Egyptians demonstrated on Sunday night against the military-led government in Alexandria’s Al-Qaed Ibrahim Square, which was the site of 2011 protests, as well as in Nasr City and Shubra district in the capital, Cairo.
Residents reported that the build-up of security forces which, along with recent crackdowns on activists and arbitrary raids on homes, reflected the government’s resolve to prevent marking the anniversary with popular demonstrations similar to those in 2011.
In a televised speech on Sunday, Egypt’s leader Abdel Fattah el-Sisi argued that his government was continuing the aspirations of the 2011 uprising, in spite of the documented human rights violations under his rule, as well as the worsening economy.
The president’s speech came just a day after Sisi, a soldier-turned-politician who claimed office in 2014 following victory in an election considered to be suspect, praised the country’s police and vowed a firm response to any threat to the country’s “stability”.
His nod to the police ran against growing complaints by rights activists that forces have returned to Mubarak-era practices such as torture, random arrests and, more recently, forced disappearances.
Police brutality was among the complaints that drove Egyptians to take part in the 2011 uprising.
Sisi alleged that the 2011 uprising had deviated from its course and was forcibly hijacked for “personal gains and narrow interests”, in a thinly veiled attempt to justify the military’s ousting of Mohamed Morsi, Egypt’s first democratically elected president.
The Muslim Brotherhood – the organisation that Morsi was a member of and the largest social movement in Egypt – has been banned and was declared a “terrorist” group in the aftermath of the 2013 coup.
According to Sisi, the “June 30 revolution” – a reference to the day in 2013 when protests erupted in Cairo against Morsi, culminating in the July 3 coup – corrected the course of the 2011 uprising.
But with an estimated 40,000 prisoners, including thousands of opposition activists, and a parliament that many say is unable to properly check executive powers, analysts say that Egypt has veered far off the course set by nationwide protests five years ago.

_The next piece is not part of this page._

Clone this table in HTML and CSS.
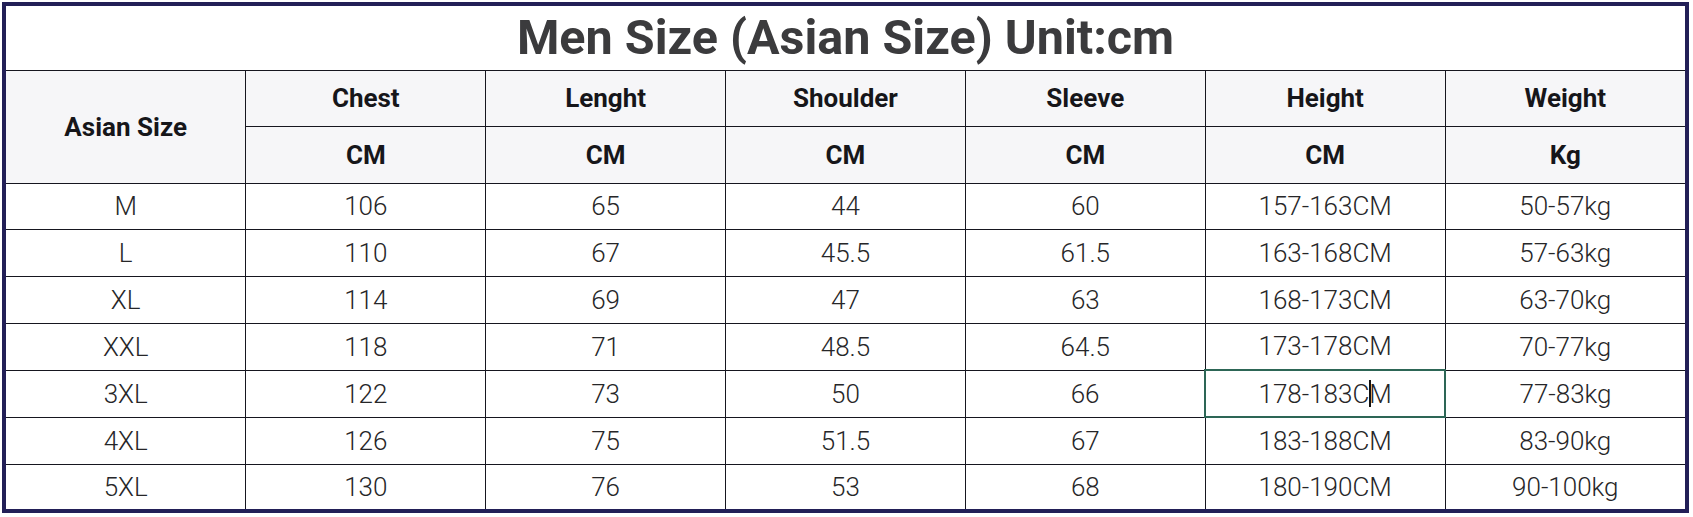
FILE: index.html
```html
<!DOCTYPE html>
<html lang="en">
<head>
<meta charset="utf-8">
<title>Men Size (Asian Size) Unit:cm</title>
<link rel="stylesheet" href="styles.css">
</head>
<body>
<div class="frame">
  <table class="size-table">
    <colgroup>
      <col><col><col><col><col><col><col>
    </colgroup>
    <tr class="title-row">
      <th colspan="7" class="title">Men Size (Asian Size) Unit:cm</th>
    </tr>
    <tr class="head-row head-1">
      <th rowspan="2">Asian Size</th>
      <th>Chest</th>
      <th>Lenght</th>
      <th>Shoulder</th>
      <th>Sleeve</th>
      <th>Height</th>
      <th>Weight</th>
    </tr>
    <tr class="head-row head-2">
      <th>CM</th>
      <th>CM</th>
      <th>CM</th>
      <th>CM</th>
      <th>CM</th>
      <th>Kg</th>
    </tr>
    <tr class="data-row r46">
      <td>M</td><td>106</td><td>65</td><td>44</td><td>60</td><td>157-163CM</td><td>50-57kg</td>
    </tr>
    <tr class="data-row">
      <td>L</td><td>110</td><td>67</td><td>45.5</td><td>61.5</td><td>163-168CM</td><td>57-63kg</td>
    </tr>
    <tr class="data-row">
      <td>XL</td><td>114</td><td>69</td><td>47</td><td>63</td><td>168-173CM</td><td>63-70kg</td>
    </tr>
    <tr class="data-row">
      <td>XXL</td><td>118</td><td>71</td><td>48.5</td><td>64.5</td><td>173-178CM</td><td>70-77kg</td>
    </tr>
    <tr class="data-row">
      <td>3XL</td><td>122</td><td>73</td><td>50</td><td>66</td><td class="selected">178-183C<span class="caret"></span>M</td><td>77-83kg</td>
    </tr>
    <tr class="data-row">
      <td>4XL</td><td>126</td><td>75</td><td>51.5</td><td>67</td><td>183-188CM</td><td>83-90kg</td>
    </tr>
    <tr class="data-row r45">
      <td>5XL</td><td>130</td><td>76</td><td>53</td><td>68</td><td>180-190CM</td><td>90-100kg</td>
    </tr>
  </table>
</div>
</body>
</html>
```

FILE: styles.css
```css
html, body {
  margin: 0;
  padding: 0;
  background: #ffffff;
}

body {
  padding: 2px;
  width: 1687px;
}

.frame {
  border: 4px solid #221f57;
  width: 1679px;
  height: 503px;
  background: #ffffff;
  overflow: hidden;
}

.size-table {
  width: 100%;
  height: 100%;
  table-layout: fixed;
  border-collapse: collapse;
  border: hidden;
  font-family: Roboto, "Liberation Sans", Arial, sans-serif;
}

.size-table th,
.size-table td {
  border: 1.5px solid #16161f;
  text-align: center;
  vertical-align: middle;
  padding: 0;
}

.title-row {
  height: 64px;
}

.title {
  background: #ffffff;
  color: #3b3b3d;
  font-size: 48.5px;
  font-weight: 700;
}

.head-row th {
  background: #f6f6f8;
  color: #16161a;
  font-size: 26px;
  font-weight: 700;
}

.head-1 {
  height: 56px;
}

.head-2 {
  height: 57px;
}

.data-row {
  height: 47px;
}

.data-row.r46 {
  height: 46px;
}

.data-row.r45 {
  height: 45px;
}

.data-row td {
  color: #262628;
  font-size: 26px;
  font-weight: 300;
}

.size-table td.selected {
  border: 2px solid #2d6656;
}

.caret {
  display: inline-block;
  width: 1.5px;
  height: 27px;
  background: #111111;
  vertical-align: -4px;
  margin-right: -1.5px;
}
```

Many say the continued deterioration of the country’s economy, the security crisis particularly in the Sinai Peninsula that many blame for the rising threat of the Islamic State of Iraq and the Levant (ISIL) group, and Sisi’s policy to crush any dissent have all contributed to a climate far more repressive than the conditions that sparked the 2011 uprising.
While Sisi remains popular among many Egyptians, he no longer enjoys the reverence that once saw his image – complete with a military beret and sunglasses – on everything from posters to women’s underwear in the conservative Muslim nation.